Tomas Vondra: The Real Cost of Random I/O

The default random_page_cost of 4.0 was chosen when spinning disks dominated I/O, but today’s flash‑based storage delivers dramatically different latency characteristics. PostgreSQL’s optimizer still treats random page reads as only four times more costly than sequential reads, a ratio that no longer reflects reality. As databases migrate to high‑throughput SSDs and cloud‑based block storage, revisiting this parameter becomes essential for accurate cost estimation and efficient plan selection.

Vondra’s experiment isolates I/O costs by disabling caching effects and measuring raw read times for sequential versus index scans. The resulting per‑page timings translate to a random_page_cost near 30 on local SSDs—far above the default. This discrepancy causes the planner to favor index scans for modestly selective predicates, even when a sequential scan would execute faster. The gap between estimated cost and actual duration widens to an order of magnitude, exposing a systemic planning flaw that can affect any workload relying on range predicates or moderate selectivity.
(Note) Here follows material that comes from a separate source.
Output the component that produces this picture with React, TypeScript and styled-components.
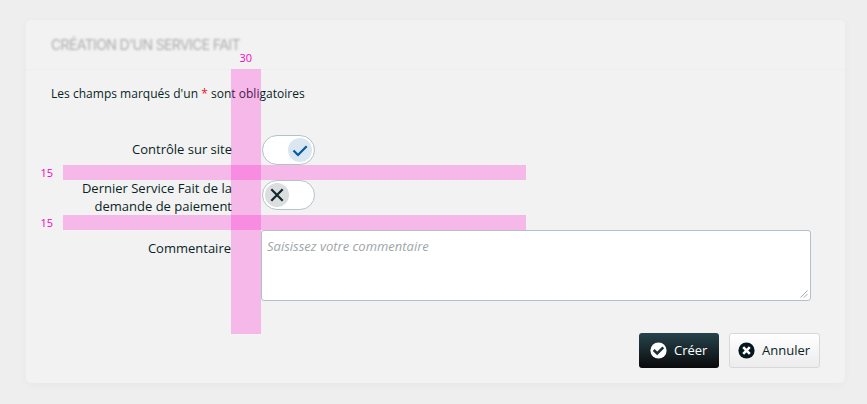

Practically, DBAs can address the mismatch by raising random_page_cost to reflect measured I/O behavior, especially on systems where prefetching is limited or remote storage adds latency. Bitmap scans naturally bridge the cost gap by converting random accesses into more sequential patterns, leveraging PostgreSQL’s prefetch mechanisms. Nonetheless, the cost model still omits prefetching benefits for index scans, suggesting a future avenue for optimizer enhancements. Until such changes land, careful tuning of random_page_cost, combined with monitoring tools like pg_stat_statements, remains the most reliable strategy for maintaining query performance on modern storage stacks.